* START GIVEN DATA *

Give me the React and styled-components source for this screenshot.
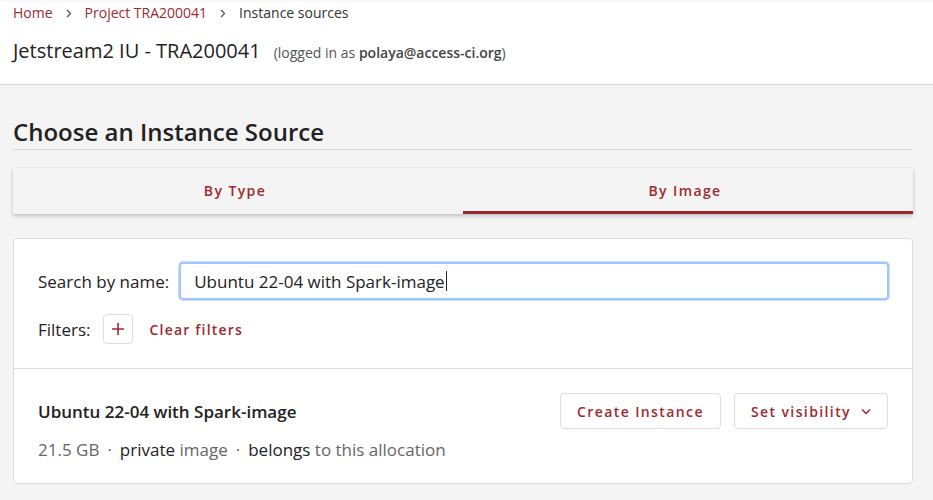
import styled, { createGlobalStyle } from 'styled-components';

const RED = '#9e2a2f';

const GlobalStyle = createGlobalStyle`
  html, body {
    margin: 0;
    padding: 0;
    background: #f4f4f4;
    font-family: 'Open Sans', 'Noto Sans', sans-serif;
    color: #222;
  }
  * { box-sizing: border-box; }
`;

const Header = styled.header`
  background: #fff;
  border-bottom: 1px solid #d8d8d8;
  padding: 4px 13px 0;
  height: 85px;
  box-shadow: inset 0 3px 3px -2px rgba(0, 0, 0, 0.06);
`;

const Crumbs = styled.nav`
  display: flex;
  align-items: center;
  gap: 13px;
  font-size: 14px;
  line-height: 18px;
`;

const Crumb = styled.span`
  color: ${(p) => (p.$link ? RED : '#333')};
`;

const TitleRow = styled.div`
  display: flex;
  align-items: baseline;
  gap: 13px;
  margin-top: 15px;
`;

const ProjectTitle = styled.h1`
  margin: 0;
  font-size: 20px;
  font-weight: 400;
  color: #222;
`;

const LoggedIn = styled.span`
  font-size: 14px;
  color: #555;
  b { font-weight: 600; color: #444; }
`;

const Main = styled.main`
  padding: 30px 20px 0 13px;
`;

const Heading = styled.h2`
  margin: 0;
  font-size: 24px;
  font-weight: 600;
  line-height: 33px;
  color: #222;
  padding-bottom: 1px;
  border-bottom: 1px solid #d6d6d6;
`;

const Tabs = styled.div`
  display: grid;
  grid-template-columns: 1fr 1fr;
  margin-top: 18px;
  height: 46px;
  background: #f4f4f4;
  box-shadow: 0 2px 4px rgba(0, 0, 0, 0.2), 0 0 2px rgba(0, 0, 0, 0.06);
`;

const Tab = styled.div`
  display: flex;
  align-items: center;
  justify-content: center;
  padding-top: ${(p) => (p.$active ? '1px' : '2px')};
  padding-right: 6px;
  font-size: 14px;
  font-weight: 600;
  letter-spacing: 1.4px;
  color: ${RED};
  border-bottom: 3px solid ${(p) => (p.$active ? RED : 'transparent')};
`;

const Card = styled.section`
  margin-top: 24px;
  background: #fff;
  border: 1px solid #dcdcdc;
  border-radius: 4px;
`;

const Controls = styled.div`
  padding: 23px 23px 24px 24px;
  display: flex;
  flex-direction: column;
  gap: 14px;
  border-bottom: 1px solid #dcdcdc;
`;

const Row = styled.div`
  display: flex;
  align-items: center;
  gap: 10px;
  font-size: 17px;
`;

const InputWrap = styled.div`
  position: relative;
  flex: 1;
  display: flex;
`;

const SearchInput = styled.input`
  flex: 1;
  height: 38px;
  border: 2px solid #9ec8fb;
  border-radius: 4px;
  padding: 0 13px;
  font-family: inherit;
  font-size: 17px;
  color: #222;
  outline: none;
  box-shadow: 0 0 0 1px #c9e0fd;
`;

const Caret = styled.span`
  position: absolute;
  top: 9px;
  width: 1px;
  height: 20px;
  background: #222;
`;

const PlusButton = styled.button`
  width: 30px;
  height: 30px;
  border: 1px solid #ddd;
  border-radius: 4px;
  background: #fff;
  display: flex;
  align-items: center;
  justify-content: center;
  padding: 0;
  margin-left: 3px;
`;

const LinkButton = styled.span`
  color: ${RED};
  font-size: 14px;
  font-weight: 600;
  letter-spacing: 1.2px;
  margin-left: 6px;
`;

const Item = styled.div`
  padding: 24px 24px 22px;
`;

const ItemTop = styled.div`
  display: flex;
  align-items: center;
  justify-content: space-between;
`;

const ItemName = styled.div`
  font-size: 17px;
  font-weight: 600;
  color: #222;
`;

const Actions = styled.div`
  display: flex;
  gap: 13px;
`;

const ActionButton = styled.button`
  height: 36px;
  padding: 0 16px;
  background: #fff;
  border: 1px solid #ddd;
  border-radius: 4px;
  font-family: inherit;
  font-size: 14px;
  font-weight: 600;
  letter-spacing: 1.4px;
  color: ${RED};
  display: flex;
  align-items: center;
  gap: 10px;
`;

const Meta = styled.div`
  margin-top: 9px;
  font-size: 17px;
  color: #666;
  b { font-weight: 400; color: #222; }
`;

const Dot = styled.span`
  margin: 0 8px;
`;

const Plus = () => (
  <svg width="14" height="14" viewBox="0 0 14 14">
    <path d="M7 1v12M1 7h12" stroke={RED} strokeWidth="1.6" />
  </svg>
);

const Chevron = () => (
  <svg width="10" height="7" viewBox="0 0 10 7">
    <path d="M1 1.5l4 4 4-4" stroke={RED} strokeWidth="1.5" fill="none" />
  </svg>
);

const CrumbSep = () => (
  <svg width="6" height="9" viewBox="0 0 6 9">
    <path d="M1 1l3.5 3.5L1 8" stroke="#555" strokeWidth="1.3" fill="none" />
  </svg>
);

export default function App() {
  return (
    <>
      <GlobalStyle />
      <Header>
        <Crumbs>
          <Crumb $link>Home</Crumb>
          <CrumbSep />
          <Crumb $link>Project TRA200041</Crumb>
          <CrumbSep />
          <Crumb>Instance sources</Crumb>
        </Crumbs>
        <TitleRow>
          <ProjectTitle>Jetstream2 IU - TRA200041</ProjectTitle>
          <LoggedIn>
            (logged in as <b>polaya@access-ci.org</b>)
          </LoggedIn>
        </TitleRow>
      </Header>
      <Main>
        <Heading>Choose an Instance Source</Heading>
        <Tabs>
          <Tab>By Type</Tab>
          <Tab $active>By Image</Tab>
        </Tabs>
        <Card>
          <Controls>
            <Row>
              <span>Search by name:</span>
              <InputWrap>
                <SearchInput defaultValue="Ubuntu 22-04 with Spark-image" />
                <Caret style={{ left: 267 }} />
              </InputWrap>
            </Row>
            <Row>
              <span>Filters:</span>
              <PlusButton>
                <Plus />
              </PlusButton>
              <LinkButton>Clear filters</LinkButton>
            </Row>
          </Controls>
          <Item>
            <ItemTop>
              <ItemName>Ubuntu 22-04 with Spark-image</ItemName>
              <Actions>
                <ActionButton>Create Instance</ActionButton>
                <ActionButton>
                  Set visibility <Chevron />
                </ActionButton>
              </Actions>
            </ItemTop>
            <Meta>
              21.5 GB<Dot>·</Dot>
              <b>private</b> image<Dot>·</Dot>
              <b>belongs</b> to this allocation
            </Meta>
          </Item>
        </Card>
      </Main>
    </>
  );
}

* END GIVEN DATA *

**TASK TO CARRY OUT**:
Reproduce each line exactly as it appears, omitting the pictures.

**ANSWER TO THE TASK**:
Give me the React and styled-components source for this screenshot.
import styled, { createGlobalStyle } from 'styled-components';

const RED = '#9e2a2f';

const GlobalStyle = createGlobalStyle`
  html, body {
    margin: 0;
    padding: 0;
    background: #f4f4f4;
    font-family: 'Open Sans', 'Noto Sans', sans-serif;
    color: #222;
  }
  * { box-sizing: border-box; }
`;

const Header = styled.header`
  background: #fff;
  border-bottom: 1px solid #d8d8d8;
  padding: 4px 13px 0;
  height: 85px;
  box-shadow: inset 0 3px 3px -2px rgba(0, 0, 0, 0.06);
`;

const Crumbs = styled.nav`
  display: flex;
  align-items: center;
  gap: 13px;
  font-size: 14px;
  line-height: 18px;
`;

const Crumb = styled.span`
  color: ${(p) => (p.$link ? RED : '#333')};
`;

const TitleRow = styled.div`
  display: flex;
  align-items: baseline;
  gap: 13px;
  margin-top: 15px;
`;

const ProjectTitle = styled.h1`
  margin: 0;
  font-size: 20px;
  font-weight: 400;
  color: #222;
`;

const LoggedIn = styled.span`
  font-size: 14px;
  color: #555;
  b { font-weight: 600; color: #444; }
`;

const Main = styled.main`
  padding: 30px 20px 0 13px;
`;

const Heading = styled.h2`
  margin: 0;
  font-size: 24px;
  font-weight: 600;
  line-height: 33px;
  color: #222;
  padding-bottom: 1px;
  border-bottom: 1px solid #d6d6d6;
`;

const Tabs = styled.div`
  display: grid;
  grid-template-columns: 1fr 1fr;
  margin-top: 18px;
  height: 46px;
  background: #f4f4f4;
  box-shadow: 0 2px 4px rgba(0, 0, 0, 0.2), 0 0 2px rgba(0, 0, 0, 0.06);
`;

const Tab = styled.div`
  display: flex;
  align-items: center;
  justify-content: center;
  padding-top: ${(p) => (p.$active ? '1px' : '2px')};
  padding-right: 6px;
  font-size: 14px;
  font-weight: 600;
  letter-spacing: 1.4px;
  color: ${RED};
  border-bottom: 3px solid ${(p) => (p.$active ? RED : 'transparent')};
`;

const Card = styled.section`
  margin-top: 24px;
  background: #fff;
  border: 1px solid #dcdcdc;
  border-radius: 4px;
`;

const Controls = styled.div`
  padding: 23px 23px 24px 24px;
  display: flex;
  flex-direction: column;
  gap: 14px;
  border-bottom: 1px solid #dcdcdc;
`;

const Row = styled.div`
  display: flex;
  align-items: center;
  gap: 10px;
  font-size: 17px;
`;

const InputWrap = styled.div`
  position: relative;
  flex: 1;
  display: flex;
`;

const SearchInput = styled.input`
  flex: 1;
  height: 38px;
  border: 2px solid #9ec8fb;
  border-radius: 4px;
  padding: 0 13px;
  font-family: inherit;
  font-size: 17px;
  color: #222;
  outline: none;
  box-shadow: 0 0 0 1px #c9e0fd;
`;

const Caret = styled.span`
  position: absolute;
  top: 9px;
  width: 1px;
  height: 20px;
  background: #222;
`;

const PlusButton = styled.button`
  width: 30px;
  height: 30px;
  border: 1px solid #ddd;
  border-radius: 4px;
  background: #fff;
  display: flex;
  align-items: center;
  justify-content: center;
  padding: 0;
  margin-left: 3px;
`;

const LinkButton = styled.span`
  color: ${RED};
  font-size: 14px;
  font-weight: 600;
  letter-spacing: 1.2px;
  margin-left: 6px;
`;

const Item = styled.div`
  padding: 24px 24px 22px;
`;

const ItemTop = styled.div`
  display: flex;
  align-items: center;
  justify-content: space-between;
`;

const ItemName = styled.div`
  font-size: 17px;
  font-weight: 600;
  color: #222;
`;

const Actions = styled.div`
  display: flex;
  gap: 13px;
`;

const ActionButton = styled.button`
  height: 36px;
  padding: 0 16px;
  background: #fff;
  border: 1px solid #ddd;
  border-radius: 4px;
  font-family: inherit;
  font-size: 14px;
  font-weight: 600;
  letter-spacing: 1.4px;
  color: ${RED};
  display: flex;
  align-items: center;
  gap: 10px;
`;

const Meta = styled.div`
  margin-top: 9px;
  font-size: 17px;
  color: #666;
  b { font-weight: 400; color: #222; }
`;

const Dot = styled.span`
  margin: 0 8px;
`;

const Plus = () => (
  <svg width="14" height="14" viewBox="0 0 14 14">
    <path d="M7 1v12M1 7h12" stroke={RED} strokeWidth="1.6" />
  </svg>
);

const Chevron = () => (
  <svg width="10" height="7" viewBox="0 0 10 7">
    <path d="M1 1.5l4 4 4-4" stroke={RED} strokeWidth="1.5" fill="none" />
  </svg>
);

const CrumbSep = () => (
  <svg width="6" height="9" viewBox="0 0 6 9">
    <path d="M1 1l3.5 3.5L1 8" stroke="#555" strokeWidth="1.3" fill="none" />
  </svg>
);

export default function App() {
  return (
    <>
      <GlobalStyle />
      <Header>
        <Crumbs>
          <Crumb $link>Home</Crumb>
          <CrumbSep />
          <Crumb $link>Project TRA200041</Crumb>
          <CrumbSep />
          <Crumb>Instance sources</Crumb>
        </Crumbs>
        <TitleRow>
          <ProjectTitle>Jetstream2 IU - TRA200041</ProjectTitle>
          <LoggedIn>
            (logged in as <b>polaya@access-ci.org</b>)
          </LoggedIn>
        </TitleRow>
      </Header>
      <Main>
        <Heading>Choose an Instance Source</Heading>
        <Tabs>
          <Tab>By Type</Tab>
          <Tab $active>By Image</Tab>
        </Tabs>
        <Card>
          <Controls>
            <Row>
              <span>Search by name:</span>
              <InputWrap>
                <SearchInput defaultValue="Ubuntu 22-04 with Spark-image" />
                <Caret style={{ left: 267 }} />
              </InputWrap>
            </Row>
            <Row>
              <span>Filters:</span>
              <PlusButton>
                <Plus />
              </PlusButton>
              <LinkButton>Clear filters</LinkButton>
            </Row>
          </Controls>
          <Item>
            <ItemTop>
              <ItemName>Ubuntu 22-04 with Spark-image</ItemName>
              <Actions>
                <ActionButton>Create Instance</ActionButton>
                <ActionButton>
                  Set visibility <Chevron />
                </ActionButton>
              </Actions>
            </ItemTop>
            <Meta>
              21.5 GB<Dot>·</Dot>
              <b>private</b> image<Dot>·</Dot>
              <b>belongs</b> to this allocation
            </Meta>
          </Item>
        </Card>
      </Main>
    </>
  );
}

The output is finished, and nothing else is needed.